Rifqi khawatir diabaikannya hak remisi Yuendri, lantaran tidak diurus dengan baik oleh pejabat berwenang, padahal Yuendri berhak mendapatkan remisi. Apalagi Yuendri berperilaku baik dan mengabdi memberikan pelayanan kesehatan di lembaga pemasyakatan.

"Jika itu yang terjadi, maka bisa kategorikan sebagai maladministrasi," katanya.

Kejadian ini harus ditelusuri dan disikapi secara serius. Kementerian Hukum dan Hak Asasi Manusia beserta jajaran harus menunjukkan kepada masyarakat bahwa tidak ada "permainan" dan diskriminasi dalam pemberian remisi terhadap narapidana.

"Kalau ternyata kemudian hak remisi berupa pembebasan bersyarat itu tidak diterima oleh Pak Yuendri karena kelalaian pihak Lapas, maka ini harus menjadi perhatian dan perlu dilaporkan ke Ombudsman dan Kementerian Hukum dan HAM, bahkan Komnas HAM," tegas Rifqi.

Baca: Terpidana Alkes di Kotim "Galau" Diperlakukan Berbeda

Kasus korupsi pengadaan alat kesehatan di RSUD dr Murjani Sampit senilai Rp20 miliar, menjerat empat orang yang dianggap terlibat.

Yakni Asep Aan Apriadi merupakan direktur PT Sanjico Abadi pemenang lelang proyek, Erliana merupakan Pejabat Pembuat Komitmen (PPK) kegiatan, dr Yuendri Irawanto yang saat itu menjabat Direktur RSUD dr Murjani Sampit dan dr Ratna Yuniarti, mantan Direktur RSUD dr Murjani Sampit.

Yuendri lebih dulu ditahan dan divonis pidana lebih ringan dibanding Ratna, namun Yuendri harus menjalani masa pidana lebih lama dibanding Ratna.

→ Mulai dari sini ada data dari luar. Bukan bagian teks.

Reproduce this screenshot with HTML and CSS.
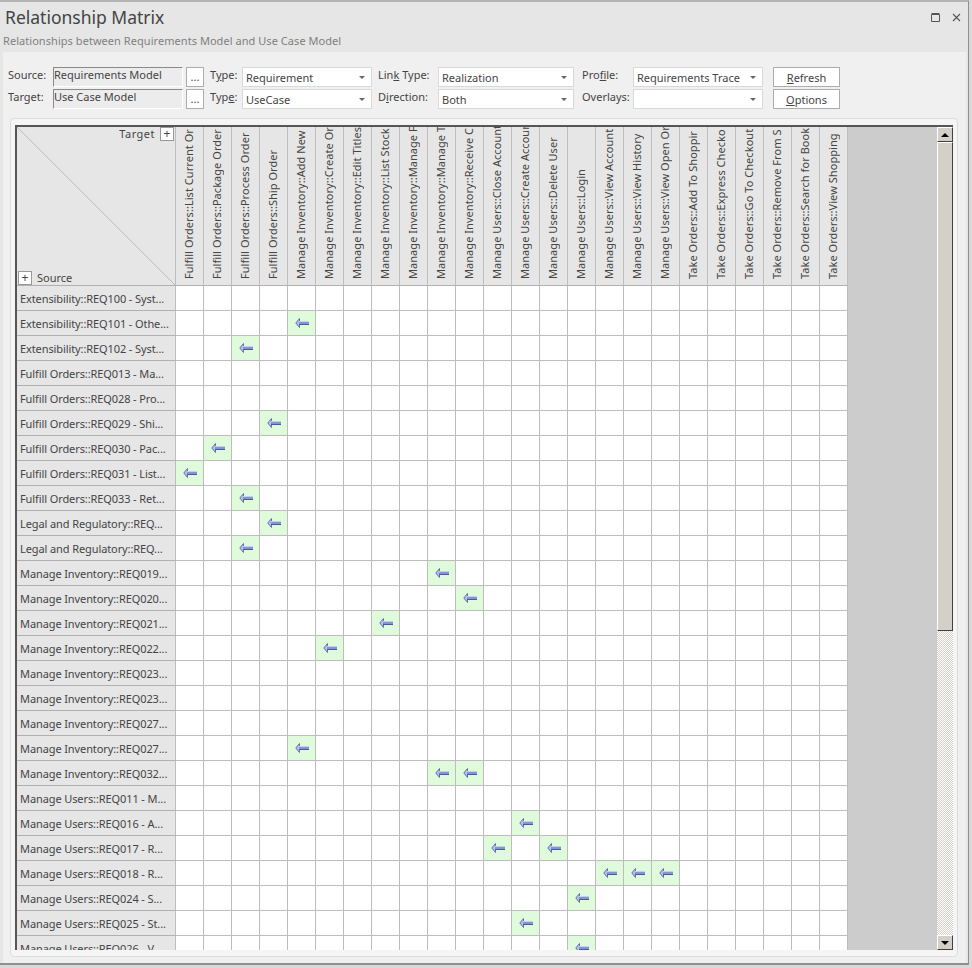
FILE: index.html
```html
<!DOCTYPE html>
<html lang="en">
<head>
  <meta charset="UTF-8">
  <meta name="viewport" content="width=device-width, initial-scale=1.0">
  <title>Relationship Matrix</title>
  <link rel="stylesheet" href="styles.css">
</head>
<body>
  <div class="window">
    <div class="titlebar">
      <div class="titles">
        <h1>Relationship Matrix</h1>
        <p>Relationships between Requirements Model and Use Case Model</p>
      </div>
      <div class="controls">
        <svg width="9" height="9" viewBox="0 0 9 9"><path d="M.5 1.5h8v7h-8z M.5 .5h8" fill="none" stroke="#555"/></svg>
        <svg width="9" height="9" viewBox="0 0 9 9"><path d="M1 1l7 7M8 1l-7 7" fill="none" stroke="#555" stroke-width="1.1"/></svg>
      </div>
    </div>

    <div class="content">
      <form class="filters">
        <label>Source:</label>
        <div class="readonly">Requirements Model</div>
        <button type="button" class="dots">...</button>
        <label class="lbl-mid">T<u>y</u>pe:</label>
        <div class="combo">Requirement</div>
        <label class="lbl-mid">Lin<u>k</u> Type:</label>
        <div class="combo">Realization</div>
        <label class="lbl-wide">Pro<u>f</u>ile:</label>
        <div class="combo">Requirements Trace</div>
        <button type="button" class="action"><u>R</u>efresh</button>

        <label>Target:</label>
        <div class="readonly">Use Case Model</div>
        <button type="button" class="dots">...</button>
        <label class="lbl-mid">Typ<u>e</u>:</label>
        <div class="combo">UseCase</div>
        <label class="lbl-mid">D<u>i</u>rection:</label>
        <div class="combo">Both</div>
        <label class="lbl-wide">Overlays:</label>
        <div class="combo"></div>
        <button type="button" class="action"><u>O</u>ptions</button>
      </form>

      <div class="panel">
        <div class="matrix">
          <div class="grid" id="grid">
            <div class="corner">
              <svg class="diagonal" width="158" height="158" viewBox="0 0 158 158"><line x1="0" y1="0" x2="158" y2="158" stroke="#bdbdbd"/></svg>
              <div class="corner-row right"><span class="target-name">Target</span> <span class="plus">+</span></div>
              <div class="corner-row"><span class="plus">+</span> Source</div>
            </div>
          </div>
          <div class="scrollbar">
            <div class="sb-btn"><span class="tri-up"></span></div>
            <div class="sb-thumb"></div>
            <div class="sb-track"></div>
            <div class="sb-btn"><span class="tri-down"></span></div>
          </div>
        </div>
      </div>
    </div>
  </div>
  <script src="matrix.js"></script>
</body>
</html>
```

FILE: styles.css
```css
/* Base */
body {
  margin: 0;
  width: 972px;
  height: 968px;
  overflow: hidden;
  background-color: #d9d9d9;
  font-family: "Noto Sans", sans-serif;
  font-size: 11px;
  color: #444;
}
.window {
  width: 969px;
  height: 965px;
  box-sizing: border-box;
  border-top: 2px solid #b4b4b4;
  border-right: 1px solid #8f8f8f;
  border-bottom: 2px solid #8f8f8f;
  background-color: #e6e6e6;
  display: flex;
  flex-direction: column;
}

/* Title bar */
.titlebar {
  height: 50px;
  flex: none;
  display: flex;
  justify-content: space-between;
}
.titles {
  padding-left: 3px;
}
h1 {
  margin: 3px 0 0 2px;
  font-size: 17.5px;
  line-height: 24px;
  font-weight: 400;
  color: #444;
}
.titles p {
  margin: 4px 0 0;
  line-height: 15px;
  letter-spacing: .05px;
  color: #808080;
}
.controls {
  display: flex;
  gap: 12px;
  padding: 11px 7px 0 0;
  align-items: flex-start;
}

/* Body of the window */
.content {
  flex: 1;
  min-height: 0;
  margin-left: 3px;
  margin-right: 2px;
  background-color: #f0f0f0;
  display: flex;
  flex-direction: column;
}
.filters {
  display: grid;
  grid-template-columns: 45px 130px 21px 38px 130px 66px 136px 59px 130px 77px;
  grid-template-rows: 20px 20px;
  row-gap: 2px;
  padding: 15px 0 0 5px;
  flex: none;
}
.filters label {
  line-height: 16px;
  color: #444;
  white-space: nowrap;
}
.filters .lbl-mid {
  padding-left: 6px;
}
.filters .lbl-wide {
  padding-left: 8px;
}
.readonly {
  box-sizing: border-box;
  border: 1px solid #fff;
  border-top-color: #8a8a8a;
  border-left-color: #8a8a8a;
  background-color: #ececec;
  line-height: 14px;
}
.dots {
  box-sizing: border-box;
  width: 18px;
  height: 20px;
  margin-left: 3px;
  padding: 0;
  border: 1px solid #adadad;
  background-color: #fff;
  color: #444;
  font: 11px "Noto Sans", sans-serif;
  line-height: 18px;
}
.combo {
  position: relative;
  box-sizing: border-box;
  border: 1px solid #d9d9d9;
  background-color: #fff;
  line-height: 20px;
  padding-left: 3px;
}
.combo::after {
  content: "";
  position: absolute;
  right: 6px;
  top: 8px;
  border: 3px solid transparent;
  border-top: 3px solid #666;
}
.action {
  box-sizing: border-box;
  width: 67px;
  margin-left: 10px;
  padding: 0;
  border: 1px solid #adadad;
  background-color: #fff;
  color: #444;
  font: 11px "Noto Sans", sans-serif;
}

/* Matrix */
.panel {
  flex: 1;
  min-height: 0;
  margin: 9px 8px 6px 7px;
  padding: 6px 4px;
  border: 1px solid #dcdcdc;
  border-radius: 4px;
  background-color: #f5f5f5;
  display: flex;
}
.matrix {
  flex: 1;
  min-width: 0;
  display: flex;
  border-top: 2px solid #555;
  border-left: 2px solid #555;
  background-color: #ccc;
}
.grid {
  flex: 1;
  min-width: 0;
  overflow: hidden;
  display: grid;
  grid-template-columns: 159px repeat(24, 28px);
  grid-template-rows: 159px;
  grid-auto-rows: 25px;
  align-content: start;
}
.corner {
  position: relative;
  box-sizing: border-box;
  background-color: #e6e6e6;
  border-right: 1px solid #bdbdbd;
  border-bottom: 1px solid #b0b0b0;
  display: flex;
  flex-direction: column;
  justify-content: space-between;
  padding: 0 1px 0 1px;
}
.diagonal {
  position: absolute;
  left: 0;
  top: 0;
}
.corner-row {
  position: relative;
  display: flex;
  align-items: center;
  gap: 5px;
  line-height: 14px;
}
.corner-row.right {
  justify-content: flex-end;
}
.target-name {
  letter-spacing: .5px;
}
.plus {
  box-sizing: border-box;
  width: 14px;
  height: 14px;
  border: 1px solid #999;
  background-color: #fff;
  text-align: center;
  line-height: 12px;
  font-size: 12px;
}
.col-head {
  box-sizing: border-box;
  background-color: #e6e6e6;
  border-right: 1px solid #bdbdbd;
  border-bottom: 1px solid #b0b0b0;
  overflow: hidden;
  display: flex;
  flex-direction: column;
  align-items: center;
  justify-content: flex-end;
  padding-right: 2px;
}
.col-head span {
  writing-mode: vertical-rl;
  transform: rotate(180deg);
  white-space: nowrap;
  line-height: 25px;
  height: 152px;
  padding-top: 6px;
  letter-spacing: .05px;
  text-align: left;
}
.row-head {
  box-sizing: border-box;
  background-color: #e6e6e6;
  border-right: 1px solid #bdbdbd;
  border-bottom: 1px solid #b0b0b0;
  padding-left: 3px;
  line-height: 26px;
  letter-spacing: -.1px;
  white-space: nowrap;
  overflow: hidden;
}
.cell {
  box-sizing: border-box;
  background-color: #fff;
  border-right: 1px solid #bdbdbd;
  border-bottom: 1px solid #bdbdbd;
  display: flex;
  align-items: center;
  justify-content: center;
}
.cell.linked {
  background-color: #e0fbdc;
}

/* Scrollbar */
.scrollbar {
  flex: none;
  width: 16px;
  display: flex;
  flex-direction: column;
}
.sb-btn, .sb-thumb {
  box-sizing: border-box;
  background-color: #d4d0c8;
  border: 1px solid #404040;
  border-top-color: #fff;
  border-left-color: #fff;
}
.sb-btn {
  flex: none;
  height: 15px;
  display: flex;
  align-items: center;
  justify-content: center;
}
.sb-thumb {
  flex: none;
  height: 489px;
}
.sb-track {
  flex: 1;
  background-color: #fff;
  background-image: conic-gradient(#d4d0c8 25%, #fff 0 50%, #d4d0c8 0 75%, #fff 0);
  background-size: 2px 2px;
}
.tri-up, .tri-down {
  width: 0;
  height: 0;
  border-left: 4px solid transparent;
  border-right: 4px solid transparent;
}
.tri-up { border-bottom: 4px solid #000; }
.tri-down { border-top: 4px solid #000; }
```

FILE: matrix.js
```js
// Target elements, one per column
var targets = [
  'Fulfill Orders::List Current Or', 'Fulfill Orders::Package Order', 'Fulfill Orders::Process Order',
  'Fulfill Orders::Ship Order', 'Manage Inventory::Add New', 'Manage Inventory::Create Or',
  'Manage Inventory::Edit Titles', 'Manage Inventory::List Stock', 'Manage Inventory::Manage F',
  'Manage Inventory::Manage T', 'Manage Inventory::Receive C', 'Manage Users::Close Account',
  'Manage Users::Create Accour', 'Manage Users::Delete User', 'Manage Users::Login',
  'Manage Users::View Account', 'Manage Users::View History', 'Manage Users::View Open Or',
  'Take Orders::Add To Shoppir', 'Take Orders::Express Checko', 'Take Orders::Go To Checkout',
  'Take Orders::Remove From S', 'Take Orders::Search for Book', 'Take Orders::View Shopping'
];

// Source elements, with the columns that hold a link
var sources = [
  ['Extensibility::REQ100 - Syst...', []],
  ['Extensibility::REQ101 - Othe...', [4]],
  ['Extensibility::REQ102 - Syst...', [2]],
  ['Fulfill Orders::REQ013 - Ma...', []],
  ['Fulfill Orders::REQ028 - Pro...', []],
  ['Fulfill Orders::REQ029 - Shi...', [3]],
  ['Fulfill Orders::REQ030 - Pac...', [1]],
  ['Fulfill Orders::REQ031 - List...', [0]],
  ['Fulfill Orders::REQ033 - Ret...', [2]],
  ['Legal and Regulatory::REQ...', [3]],
  ['Legal and Regulatory::REQ...', [2]],
  ['Manage Inventory::REQ019...', [9]],
  ['Manage Inventory::REQ020...', [10]],
  ['Manage Inventory::REQ021...', [7]],
  ['Manage Inventory::REQ022...', [5]],
  ['Manage Inventory::REQ023...', []],
  ['Manage Inventory::REQ023...', []],
  ['Manage Inventory::REQ027...', []],
  ['Manage Inventory::REQ027...', [4]],
  ['Manage Inventory::REQ032...', [9, 10]],
  ['Manage Users::REQ011 - M...', []],
  ['Manage Users::REQ016 - A...', [12]],
  ['Manage Users::REQ017 - R...', [11, 13]],
  ['Manage Users::REQ018 - R...', [15, 16, 17]],
  ['Manage Users::REQ024 - S...', [14]],
  ['Manage Users::REQ025 - St...', [12]],
  ['Manage Users::REQ026 - V...', [14]]
];

var arrow = '<svg width="14" height="10" viewBox="0 0 14 10">' +
  '<path d="M4.5 .5L.8 5l3.7 4.5z" fill="#b4c2ea" stroke="#6272b4"/>' +
  '<rect x="4" y="3" width="10" height="1" fill="#c4d0f0"/>' +
  '<rect x="4" y="4" width="10" height="2" fill="#8496d0"/>' +
  '<rect x="4" y="6" width="10" height="1" fill="#4a5aa0"/>' +
  '</svg>';

var html = '';
targets.forEach(function(name) {
  html += '<div class="col-head"><span>' + name + '</span></div>';
});
sources.forEach(function(row) {
  html += '<div class="row-head">' + row[0] + '</div>';
  targets.forEach(function(name, i) {
    if (row[1].indexOf(i) >= 0) {
      html += '<div class="cell linked">' + arrow + '</div>';
    } else {
      html += '<div class="cell"></div>';
    }
  });
});
document.getElementById('grid').insertAdjacentHTML('beforeend', html);
```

Hal itu terjadi karena remisi Yuendri tidak dihitung dalam pertimbangan pembuatan surat keputusan tentang asimilasi kerja sosial dan pembebasan bersyarat oleh Kementeriam Hukum dan HAM.

Yuendri dipidana lima tahun enam bulan dan ditahan sejak 20 Januari 2014, kemudian menjalani asimilasi kerja sosial sejak 17 September 2017. Dia akan menjalani pembebasan bersyarat mulai 18 Agustus 2018.

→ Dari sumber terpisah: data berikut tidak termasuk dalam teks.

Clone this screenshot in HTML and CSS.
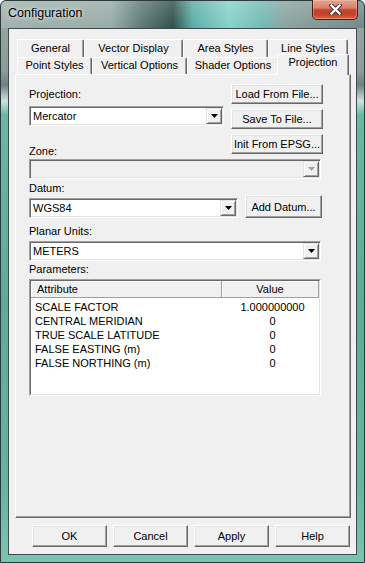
FILE: index.html
```html
<!DOCTYPE html>
<html lang="en">
<head>
  <meta charset="UTF-8" />
  <title>Configuration</title>
  <link rel="stylesheet" href="styles.css">
</head>
<body>

<div class="window">
  <div class="titlebar">
    <span class="title">Configuration</span>
    <div class="close">
      <svg width="13" height="11" viewBox="0 0 13 11">
        <path d="M2.5 1.5 L10.5 9.5 M10.5 1.5 L2.5 9.5" stroke="#3b2b2b" stroke-width="4.2" stroke-linecap="square" fill="none"/>
        <path d="M2.5 1.5 L10.5 9.5 M10.5 1.5 L2.5 9.5" stroke="#ffffff" stroke-width="2.4" stroke-linecap="square" fill="none"/>
      </svg>
    </div>
  </div>

  <div class="client">
    <div class="tabs">
      <div class="tab-row back">
        <div class="tab w-general">General</div>
        <div class="tab w-vector">Vector Display</div>
        <div class="tab w-area">Area Styles</div>
        <div class="tab w-line">Line Styles</div>
      </div>
      <div class="tab-row front">
        <div class="tab w-point">Point Styles</div>
        <div class="tab w-vertical">Vertical Options</div>
        <div class="tab w-shader">Shader Options</div>
        <div class="tab selected w-projection">Projection</div>
      </div>
    </div>

    <div class="panel">
      <div class="top-grid">
        <div class="left-col">
          <div class="label lbl-projection">Projection:</div>
          <div class="combo combo-projection">
            <span>Mercator</span>
            <span class="arrow"><svg width="7" height="4" viewBox="0 0 7 4"><polygon points="0,0 7,0 3.5,4" fill="#000"/></svg></span>
          </div>
          <div class="label lbl-zone">Zone:</div>
        </div>
        <div class="right-col">
          <button class="btn side-btn">Load From File...</button>
          <button class="btn side-btn">Save To File...</button>
          <button class="btn side-btn">Init From EPSG...</button>
        </div>
      </div>

      <div class="combo disabled combo-zone">
        <span></span>
        <span class="arrow"><svg width="7" height="4" viewBox="0 0 7 4"><polygon points="0,0 7,0 3.5,4" fill="#a0a0a0"/></svg></span>
      </div>

      <div class="datum-grid">
        <div>
          <div class="label lbl-datum">Datum:</div>
          <div class="combo combo-datum">
            <span>WGS84</span>
            <span class="arrow"><svg width="7" height="4" viewBox="0 0 7 4"><polygon points="0,0 7,0 3.5,4" fill="#000"/></svg></span>
          </div>
        </div>
        <button class="btn datum-btn">Add Datum...</button>
      </div>

      <div class="label lbl-planar">Planar Units:</div>
      <div class="combo combo-planar">
        <span>METERS</span>
        <span class="arrow"><svg width="7" height="4" viewBox="0 0 7 4"><polygon points="0,0 7,0 3.5,4" fill="#000"/></svg></span>
      </div>

      <div class="label lbl-params">Parameters:</div>
      <div class="list">
        <div class="list-inner">
          <div class="list-head">
            <div class="hcell h-attr">Attribute</div>
            <div class="hcell h-value">Value</div>
          </div>
          <div class="list-rows">
            <div class="row"><span>SCALE FACTOR</span><span class="val">1.000000000</span></div>
            <div class="row"><span>CENTRAL MERIDIAN</span><span class="val">0</span></div>
            <div class="row"><span>TRUE SCALE LATITUDE</span><span class="val">0</span></div>
            <div class="row"><span>FALSE EASTING (m)</span><span class="val">0</span></div>
            <div class="row"><span>FALSE NORTHING (m)</span><span class="val">0</span></div>
          </div>
        </div>
      </div>
    </div>

    <div class="footer">
      <button class="btn foot-btn">OK</button>
      <button class="btn foot-btn">Cancel</button>
      <button class="btn foot-btn">Apply</button>
      <button class="btn foot-btn">Help</button>
    </div>
  </div>
</div>

</body>
</html>
```

FILE: styles.css
```css
body {
  margin: 0;
  font-family: "Liberation Sans", Arial, sans-serif;
  font-size: 11px;
  color: #000;
  background-color: #ffffff;
}

.window {
  box-sizing: border-box;
  width: 365px;
  height: 563px;
  border: 1px solid #2e3a39;
  border-radius: 6px 6px 0 0;
  padding: 0 7px 7px;
  display: flex;
  flex-direction: column;
  background:
    linear-gradient(to bottom, rgba(255,255,255,0.18), rgba(255,255,255,0) 27px) top / 100% 27px no-repeat,
    linear-gradient(90deg, #9fb2ae 0, #98aca8 110px, #5d7a77 140px, #31504d 172px, #5caea6 192px, #86d2ca 228px, #72bab2 262px, #8ca3a0 285px, #7e9390 330px, #72878a 365px) top / 100% 27px no-repeat,
    linear-gradient(to bottom, #9aaaa6 0, #8b9c99 70px, #6f817f 84px, #cde2dd 100px, #66baa2 114px, #5aae98 300px, #62b59e 480px, #78c6b2 563px);
}

/* title bar */

.titlebar {
  height: 27px;
  display: flex;
  align-items: flex-start;
}

.title {
  margin-top: 5px;
  font-size: 12.5px;
  line-height: 15px;
  color: #000;
  text-shadow: 0 0 6px rgba(255,255,255,0.7), 0 0 3px rgba(255,255,255,0.6);
}

.close {
  box-sizing: border-box;
  margin-left: auto;
  margin-right: -1px;
  margin-top: -1px;
  width: 46px;
  height: 20px;
  border: 1px solid #4a1c14;
  border-top: none;
  border-radius: 0 0 5px 5px;
  background: linear-gradient(to bottom, #e6a491 0, #d7826d 42%, #c3432a 52%, #c5412a 78%, #dc6e48 100%);
  box-shadow: inset 0 0 0 1px rgba(255,220,200,0.35);
  display: flex;
  align-items: center;
  justify-content: center;
}

.close svg {
  margin-top: -1px;
}

/* client area */

.client {
  flex: 1;
  background-color: #f0f0f0;
  border: 1px solid #3e4b4a;
  padding: 10px 6px 0 6px;
}

.tabs {
  height: 35px;
  padding-left: 2px;
}

.tab-row {
  display: flex;
}

.tab {
  box-sizing: border-box;
  height: 18px;
  border: 1px solid;
  border-color: #ffffff #696969 transparent #ffffff;
  border-bottom: none;
  border-radius: 2px 2px 0 0;
  box-shadow: inset -1px 0 0 #a0a0a0;
  background-color: #f0f0f0;
  text-align: center;
  line-height: 15px;
  padding-top: 1px;
  white-space: nowrap;
}

.tab-row.front .tab {
  height: 17px;
  padding-top: 0;
}

.tab-row.front .tab.selected {
  position: relative;
  z-index: 2;
  margin-top: -3px;
  height: 21px;
  padding-top: 0;
  margin-bottom: -1px;
}

.w-general { width: 67px; }
.w-vector { width: 99px; }
.w-area { width: 85px; }
.w-line { width: 80px; }
.w-point { width: 75px; }
.w-vertical { width: 95px; }
.w-shader { width: 92px; }
.w-projection { width: 72px; margin-left: -2px; }

.panel {
  box-sizing: border-box;
  width: 336px;
  height: 444px;
  border: 1px solid;
  border-color: #ffffff #696969 #696969 #ffffff;
  box-shadow: inset -1px -1px 0 #a0a0a0;
  padding: 9px 28px 0 13px;
}

.label {
  line-height: 13px;
  white-space: nowrap;
}

.top-grid {
  display: grid;
  grid-template-columns: 195px 92px;
  column-gap: 7px;
}

.lbl-projection { margin-top: 4px; }
.combo-projection { margin-top: 5px; }
.lbl-zone { margin-top: 19px; }

.right-col {
  display: flex;
  flex-direction: column;
  gap: 5px;
}

/* controls */

.btn {
  box-sizing: border-box;
  font-family: inherit;
  font-size: 11px;
  color: #000;
  background-color: #f0f0f0;
  border: 1px solid;
  border-color: #ffffff #696969 #696969 #ffffff;
  box-shadow: inset -1px -1px 0 #a0a0a0, inset 1px 1px 0 #e3e3e3;
  padding: 0;
  margin: 0;
  white-space: nowrap;
}

.side-btn {
  height: 20px;
  width: 92px;
}

.combo {
  box-sizing: border-box;
  height: 20px;
  border: 1px solid;
  border-color: #a0a0a0 #ffffff #ffffff #a0a0a0;
  box-shadow: inset 1px 1px 0 #696969, inset -1px -1px 0 #e3e3e3;
  background-color: #ffffff;
  display: flex;
  align-items: center;
  padding-left: 3px;
  white-space: nowrap;
}

.combo .arrow {
  box-sizing: border-box;
  margin-left: auto;
  margin-right: 1px;
  width: 16px;
  height: 16px;
  background-color: #f0f0f0;
  border: 1px solid;
  border-color: #e3e3e3 #696969 #696969 #e3e3e3;
  box-shadow: inset 1px 1px 0 #ffffff, inset -1px -1px 0 #a0a0a0;
  display: flex;
  align-items: center;
  justify-content: center;
}

.combo.disabled {
  background-color: #f0f0f0;
}

.combo-zone {
  width: 292px;
  margin-top: 1px;
}

.datum-grid {
  display: grid;
  grid-template-columns: 209px 77px;
  column-gap: 7px;
  align-items: end;
}

.lbl-datum { margin-top: 3px; }
.combo-datum { margin-top: 3px; }

.datum-btn {
  height: 23px;
  width: 77px;
}

.lbl-planar { margin-top: 7px; }

.combo-planar {
  width: 292px;
  margin-top: 3px;
}

.lbl-params { margin-top: 2px; }

/* parameter list */

.list {
  box-sizing: border-box;
  width: 292px;
  height: 117px;
  margin-top: 3px;
  border: 1px solid;
  border-color: #a0a0a0 #ffffff #ffffff #a0a0a0;
  background-color: #ffffff;
}

.list-inner {
  box-sizing: border-box;
  height: 100%;
  border: 1px solid;
  border-color: #696969 #e3e3e3 #e3e3e3 #696969;
}

.list-head {
  display: grid;
  grid-template-columns: 191px 97px;
  height: 17px;
}

.hcell {
  box-sizing: border-box;
  background-color: #f0f0f0;
  border-right: 1px solid #a0a0a0;
  border-bottom: 1px solid #a0a0a0;
  box-shadow: inset 1px 1px 0 #ffffff;
  line-height: 15px;
  padding-top: 1px;
}

.h-attr { padding-left: 6px; }
.h-value { text-align: center; }

.list-rows {
  padding-top: 2px;
}

.row {
  display: grid;
  grid-template-columns: 191px 97px;
  line-height: 14px;
  padding-left: 4px;
  white-space: nowrap;
}

.row .val {
  text-align: center;
  margin-left: -4px;
}

/* footer */

.footer {
  display: flex;
  justify-content: flex-end;
  gap: 6px;
  margin-top: 7px;
}

.foot-btn {
  width: 75px;
  height: 22px;
}
```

Jika remisi 15 bulan dihitung seperti diterima Ratna seharusnya Yuendri sudah bebas pada Agustus 2017.

Ratna Yuniarti yang divonis lebih lama, yakni pidana enam tahun dan ditahan sejak 27 Januari 2014, kemudian menjalani asimilasi sejak 30 Mei 2017, mendapat remisi 15 bulan. Ratna akan menjalani pembebasan bersyarat mulai 15 Februari 2018.